Direction: Quote every line as written. Omit pictures.
Start of Provided data
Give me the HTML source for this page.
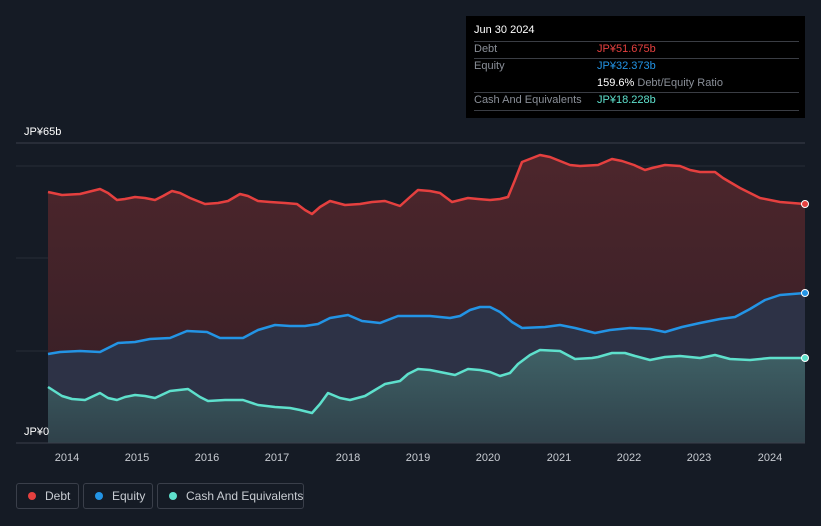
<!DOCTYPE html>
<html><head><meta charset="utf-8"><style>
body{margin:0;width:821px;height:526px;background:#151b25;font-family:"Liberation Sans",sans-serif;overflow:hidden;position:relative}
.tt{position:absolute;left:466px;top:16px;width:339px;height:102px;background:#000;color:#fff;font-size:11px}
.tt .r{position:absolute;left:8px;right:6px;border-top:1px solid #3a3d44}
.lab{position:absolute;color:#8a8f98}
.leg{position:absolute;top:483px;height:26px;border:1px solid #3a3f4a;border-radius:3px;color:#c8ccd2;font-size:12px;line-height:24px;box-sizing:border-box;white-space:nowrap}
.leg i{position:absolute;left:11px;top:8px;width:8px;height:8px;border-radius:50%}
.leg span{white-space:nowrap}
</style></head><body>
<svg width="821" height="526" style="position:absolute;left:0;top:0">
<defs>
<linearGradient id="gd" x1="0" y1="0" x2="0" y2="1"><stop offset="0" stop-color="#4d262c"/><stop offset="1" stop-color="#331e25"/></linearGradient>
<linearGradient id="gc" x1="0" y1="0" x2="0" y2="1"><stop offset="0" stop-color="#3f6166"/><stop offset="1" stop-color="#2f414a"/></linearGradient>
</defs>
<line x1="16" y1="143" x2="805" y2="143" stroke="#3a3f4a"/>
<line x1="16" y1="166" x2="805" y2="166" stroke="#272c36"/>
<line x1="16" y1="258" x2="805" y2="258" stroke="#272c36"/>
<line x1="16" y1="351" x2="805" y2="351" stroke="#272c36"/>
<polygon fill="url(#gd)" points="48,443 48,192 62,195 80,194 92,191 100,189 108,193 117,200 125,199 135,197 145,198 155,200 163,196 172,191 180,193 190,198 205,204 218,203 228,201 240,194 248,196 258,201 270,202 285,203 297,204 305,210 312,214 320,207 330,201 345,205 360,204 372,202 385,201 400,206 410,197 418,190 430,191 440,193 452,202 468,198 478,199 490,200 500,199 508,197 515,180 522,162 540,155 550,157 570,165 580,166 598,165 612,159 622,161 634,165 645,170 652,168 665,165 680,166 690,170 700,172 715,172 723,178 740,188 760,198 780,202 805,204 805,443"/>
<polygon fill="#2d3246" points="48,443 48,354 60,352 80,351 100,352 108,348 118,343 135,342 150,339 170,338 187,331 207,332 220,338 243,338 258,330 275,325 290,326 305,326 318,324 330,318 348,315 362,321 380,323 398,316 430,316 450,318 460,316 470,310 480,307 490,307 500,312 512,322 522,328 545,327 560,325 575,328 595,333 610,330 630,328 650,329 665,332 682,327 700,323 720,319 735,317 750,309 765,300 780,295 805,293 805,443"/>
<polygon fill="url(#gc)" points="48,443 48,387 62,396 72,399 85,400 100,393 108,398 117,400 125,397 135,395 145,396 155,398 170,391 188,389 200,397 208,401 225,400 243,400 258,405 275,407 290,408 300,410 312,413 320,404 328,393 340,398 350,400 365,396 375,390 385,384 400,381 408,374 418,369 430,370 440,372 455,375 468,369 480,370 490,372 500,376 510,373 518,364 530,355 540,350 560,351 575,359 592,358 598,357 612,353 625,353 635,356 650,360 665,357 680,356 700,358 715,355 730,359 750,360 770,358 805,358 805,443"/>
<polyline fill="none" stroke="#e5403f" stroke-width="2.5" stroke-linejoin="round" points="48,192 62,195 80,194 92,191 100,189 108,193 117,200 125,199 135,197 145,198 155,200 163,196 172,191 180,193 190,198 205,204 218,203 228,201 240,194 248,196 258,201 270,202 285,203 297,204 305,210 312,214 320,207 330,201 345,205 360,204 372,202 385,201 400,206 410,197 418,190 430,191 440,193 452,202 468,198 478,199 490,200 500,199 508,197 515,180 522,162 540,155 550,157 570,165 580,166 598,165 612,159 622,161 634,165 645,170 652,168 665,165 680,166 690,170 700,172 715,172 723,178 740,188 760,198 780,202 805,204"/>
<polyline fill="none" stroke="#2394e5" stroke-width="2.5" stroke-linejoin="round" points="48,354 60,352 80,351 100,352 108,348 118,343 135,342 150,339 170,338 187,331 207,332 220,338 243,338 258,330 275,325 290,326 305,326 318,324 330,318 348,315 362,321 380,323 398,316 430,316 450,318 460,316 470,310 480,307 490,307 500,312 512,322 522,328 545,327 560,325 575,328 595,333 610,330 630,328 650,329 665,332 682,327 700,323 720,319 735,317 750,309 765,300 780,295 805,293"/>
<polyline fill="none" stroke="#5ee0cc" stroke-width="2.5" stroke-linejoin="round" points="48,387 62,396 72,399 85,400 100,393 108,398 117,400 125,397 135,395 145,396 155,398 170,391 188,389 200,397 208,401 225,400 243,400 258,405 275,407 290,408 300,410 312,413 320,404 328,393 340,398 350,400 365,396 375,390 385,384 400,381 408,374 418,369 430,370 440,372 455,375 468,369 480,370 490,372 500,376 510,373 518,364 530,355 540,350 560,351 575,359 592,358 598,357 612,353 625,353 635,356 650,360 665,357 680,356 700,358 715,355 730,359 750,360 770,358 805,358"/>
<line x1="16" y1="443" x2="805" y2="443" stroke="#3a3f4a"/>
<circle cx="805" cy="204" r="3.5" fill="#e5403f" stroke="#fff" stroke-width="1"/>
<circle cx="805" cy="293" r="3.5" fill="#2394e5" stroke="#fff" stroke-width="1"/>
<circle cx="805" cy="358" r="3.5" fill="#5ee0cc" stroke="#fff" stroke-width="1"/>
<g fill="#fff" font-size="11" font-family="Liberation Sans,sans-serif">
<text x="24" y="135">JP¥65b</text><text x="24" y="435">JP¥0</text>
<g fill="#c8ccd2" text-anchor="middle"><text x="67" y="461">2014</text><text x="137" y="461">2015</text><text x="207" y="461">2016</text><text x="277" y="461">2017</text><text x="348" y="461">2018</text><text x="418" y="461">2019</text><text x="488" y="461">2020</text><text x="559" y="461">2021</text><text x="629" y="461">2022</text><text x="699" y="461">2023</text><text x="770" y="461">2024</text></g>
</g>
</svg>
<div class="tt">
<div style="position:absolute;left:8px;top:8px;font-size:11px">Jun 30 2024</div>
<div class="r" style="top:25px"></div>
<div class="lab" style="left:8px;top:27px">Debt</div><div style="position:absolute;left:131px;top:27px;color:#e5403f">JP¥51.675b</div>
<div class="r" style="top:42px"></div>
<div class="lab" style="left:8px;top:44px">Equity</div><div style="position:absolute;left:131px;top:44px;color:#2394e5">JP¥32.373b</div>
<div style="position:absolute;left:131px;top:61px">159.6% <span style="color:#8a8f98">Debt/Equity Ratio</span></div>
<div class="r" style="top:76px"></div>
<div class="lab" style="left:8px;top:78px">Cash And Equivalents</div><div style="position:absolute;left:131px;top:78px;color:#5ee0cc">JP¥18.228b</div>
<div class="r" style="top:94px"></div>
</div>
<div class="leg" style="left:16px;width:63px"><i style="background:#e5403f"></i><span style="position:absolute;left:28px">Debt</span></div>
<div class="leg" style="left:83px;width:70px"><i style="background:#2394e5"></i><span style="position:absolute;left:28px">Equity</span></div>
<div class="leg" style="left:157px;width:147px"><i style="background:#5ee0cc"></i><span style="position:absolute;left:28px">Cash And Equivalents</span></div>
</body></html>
End of Provided data
Completed task:
Give me the HTML source for this page.
<!DOCTYPE html>
<html><head><meta charset="utf-8"><style>
body{margin:0;width:821px;height:526px;background:#151b25;font-family:"Liberation Sans",sans-serif;overflow:hidden;position:relative}
.tt{position:absolute;left:466px;top:16px;width:339px;height:102px;background:#000;color:#fff;font-size:11px}
.tt .r{position:absolute;left:8px;right:6px;border-top:1px solid #3a3d44}
.lab{position:absolute;color:#8a8f98}
.leg{position:absolute;top:483px;height:26px;border:1px solid #3a3f4a;border-radius:3px;color:#c8ccd2;font-size:12px;line-height:24px;box-sizing:border-box;white-space:nowrap}
.leg i{position:absolute;left:11px;top:8px;width:8px;height:8px;border-radius:50%}
.leg span{white-space:nowrap}
</style></head><body>
<svg width="821" height="526" style="position:absolute;left:0;top:0">
<defs>
<linearGradient id="gd" x1="0" y1="0" x2="0" y2="1"><stop offset="0" stop-color="#4d262c"/><stop offset="1" stop-color="#331e25"/></linearGradient>
<linearGradient id="gc" x1="0" y1="0" x2="0" y2="1"><stop offset="0" stop-color="#3f6166"/><stop offset="1" stop-color="#2f414a"/></linearGradient>
</defs>
<line x1="16" y1="143" x2="805" y2="143" stroke="#3a3f4a"/>
<line x1="16" y1="166" x2="805" y2="166" stroke="#272c36"/>
<line x1="16" y1="258" x2="805" y2="258" stroke="#272c36"/>
<line x1="16" y1="351" x2="805" y2="351" stroke="#272c36"/>
<polygon fill="url(#gd)" points="48,443 48,192 62,195 80,194 92,191 100,189 108,193 117,200 125,199 135,197 145,198 155,200 163,196 172,191 180,193 190,198 205,204 218,203 228,201 240,194 248,196 258,201 270,202 285,203 297,204 305,210 312,214 320,207 330,201 345,205 360,204 372,202 385,201 400,206 410,197 418,190 430,191 440,193 452,202 468,198 478,199 490,200 500,199 508,197 515,180 522,162 540,155 550,157 570,165 580,166 598,165 612,159 622,161 634,165 645,170 652,168 665,165 680,166 690,170 700,172 715,172 723,178 740,188 760,198 780,202 805,204 805,443"/>
<polygon fill="#2d3246" points="48,443 48,354 60,352 80,351 100,352 108,348 118,343 135,342 150,339 170,338 187,331 207,332 220,338 243,338 258,330 275,325 290,326 305,326 318,324 330,318 348,315 362,321 380,323 398,316 430,316 450,318 460,316 470,310 480,307 490,307 500,312 512,322 522,328 545,327 560,325 575,328 595,333 610,330 630,328 650,329 665,332 682,327 700,323 720,319 735,317 750,309 765,300 780,295 805,293 805,443"/>
<polygon fill="url(#gc)" points="48,443 48,387 62,396 72,399 85,400 100,393 108,398 117,400 125,397 135,395 145,396 155,398 170,391 188,389 200,397 208,401 225,400 243,400 258,405 275,407 290,408 300,410 312,413 320,404 328,393 340,398 350,400 365,396 375,390 385,384 400,381 408,374 418,369 430,370 440,372 455,375 468,369 480,370 490,372 500,376 510,373 518,364 530,355 540,350 560,351 575,359 592,358 598,357 612,353 625,353 635,356 650,360 665,357 680,356 700,358 715,355 730,359 750,360 770,358 805,358 805,443"/>
<polyline fill="none" stroke="#e5403f" stroke-width="2.5" stroke-linejoin="round" points="48,192 62,195 80,194 92,191 100,189 108,193 117,200 125,199 135,197 145,198 155,200 163,196 172,191 180,193 190,198 205,204 218,203 228,201 240,194 248,196 258,201 270,202 285,203 297,204 305,210 312,214 320,207 330,201 345,205 360,204 372,202 385,201 400,206 410,197 418,190 430,191 440,193 452,202 468,198 478,199 490,200 500,199 508,197 515,180 522,162 540,155 550,157 570,165 580,166 598,165 612,159 622,161 634,165 645,170 652,168 665,165 680,166 690,170 700,172 715,172 723,178 740,188 760,198 780,202 805,204"/>
<polyline fill="none" stroke="#2394e5" stroke-width="2.5" stroke-linejoin="round" points="48,354 60,352 80,351 100,352 108,348 118,343 135,342 150,339 170,338 187,331 207,332 220,338 243,338 258,330 275,325 290,326 305,326 318,324 330,318 348,315 362,321 380,323 398,316 430,316 450,318 460,316 470,310 480,307 490,307 500,312 512,322 522,328 545,327 560,325 575,328 595,333 610,330 630,328 650,329 665,332 682,327 700,323 720,319 735,317 750,309 765,300 780,295 805,293"/>
<polyline fill="none" stroke="#5ee0cc" stroke-width="2.5" stroke-linejoin="round" points="48,387 62,396 72,399 85,400 100,393 108,398 117,400 125,397 135,395 145,396 155,398 170,391 188,389 200,397 208,401 225,400 243,400 258,405 275,407 290,408 300,410 312,413 320,404 328,393 340,398 350,400 365,396 375,390 385,384 400,381 408,374 418,369 430,370 440,372 455,375 468,369 480,370 490,372 500,376 510,373 518,364 530,355 540,350 560,351 575,359 592,358 598,357 612,353 625,353 635,356 650,360 665,357 680,356 700,358 715,355 730,359 750,360 770,358 805,358"/>
<line x1="16" y1="443" x2="805" y2="443" stroke="#3a3f4a"/>
<circle cx="805" cy="204" r="3.5" fill="#e5403f" stroke="#fff" stroke-width="1"/>
<circle cx="805" cy="293" r="3.5" fill="#2394e5" stroke="#fff" stroke-width="1"/>
<circle cx="805" cy="358" r="3.5" fill="#5ee0cc" stroke="#fff" stroke-width="1"/>
<g fill="#fff" font-size="11" font-family="Liberation Sans,sans-serif">
<text x="24" y="135">JP¥65b</text><text x="24" y="435">JP¥0</text>
<g fill="#c8ccd2" text-anchor="middle"><text x="67" y="461">2014</text><text x="137" y="461">2015</text><text x="207" y="461">2016</text><text x="277" y="461">2017</text><text x="348" y="461">2018</text><text x="418" y="461">2019</text><text x="488" y="461">2020</text><text x="559" y="461">2021</text><text x="629" y="461">2022</text><text x="699" y="461">2023</text><text x="770" y="461">2024</text></g>
</g>
</svg>
<div class="tt">
<div style="position:absolute;left:8px;top:8px;font-size:11px">Jun 30 2024</div>
<div class="r" style="top:25px"></div>
<div class="lab" style="left:8px;top:27px">Debt</div><div style="position:absolute;left:131px;top:27px;color:#e5403f">JP¥51.675b</div>
<div class="r" style="top:42px"></div>
<div class="lab" style="left:8px;top:44px">Equity</div><div style="position:absolute;left:131px;top:44px;color:#2394e5">JP¥32.373b</div>
<div style="position:absolute;left:131px;top:61px">159.6% <span style="color:#8a8f98">Debt/Equity Ratio</span></div>
<div class="r" style="top:76px"></div>
<div class="lab" style="left:8px;top:78px">Cash And Equivalents</div><div style="position:absolute;left:131px;top:78px;color:#5ee0cc">JP¥18.228b</div>
<div class="r" style="top:94px"></div>
</div>
<div class="leg" style="left:16px;width:63px"><i style="background:#e5403f"></i><span style="position:absolute;left:28px">Debt</span></div>
<div class="leg" style="left:83px;width:70px"><i style="background:#2394e5"></i><span style="position:absolute;left:28px">Equity</span></div>
<div class="leg" style="left:157px;width:147px"><i style="background:#5ee0cc"></i><span style="position:absolute;left:28px">Cash And Equivalents</span></div>
</body></html>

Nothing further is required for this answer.